Kotak Institutional in their report on Shriram Transport Finance

STFC's net profit was up 28% yoy to Rs484 mn supported by growth in net operational income (Rs1,829 mn) up 37% yoy. Key highlights: (1) Moderate disbursements growth in 4QFY07 of 24% yoy as against 73% in 3QFY07- nevertheless disbursements were ahead of our estimates, (2) spreads have likely been stable, (3) Gross NPLs increased to 1.9% in 4QFY07 from 1.2% in 3QFY07 - this is a concern and we will ascertain reasons for the same. We will revisit our estimates after the conference call with management. Retain OP with target price of Rs155.

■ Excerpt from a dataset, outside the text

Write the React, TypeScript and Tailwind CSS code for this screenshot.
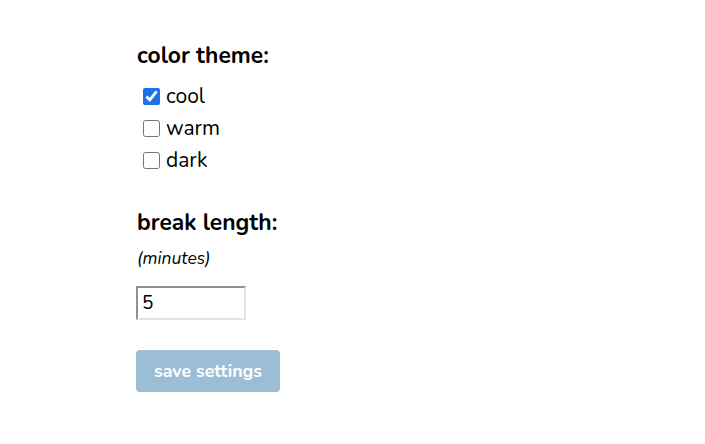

Kotak Institutional in their report on Cairn India

An unconfirmed Bloomberg report has cited that Cairn India may be barred from building a pipeline to transport crude from its Rajasthan fields. Instead, the government wants Cairn to reduce plateau crude production to 80,000 b/d from the currently planned 150,000 b/d and ONGC to build a refinery to use the crude oil. We see absolutely no logic for sub-optimal production of crude oil and refinery capacity and do not expect such an eventuality. Nonetheless, this development, if confirmed, could have a significant impact on the valuations of Cairn India. We have previously highlighted the pending issue of crude evacuation as a key downside risk; however, we have seen this more as a financial issue (cost recovery). We maintain our earnings estimates and our 12-month DCF-based target price of Rs130.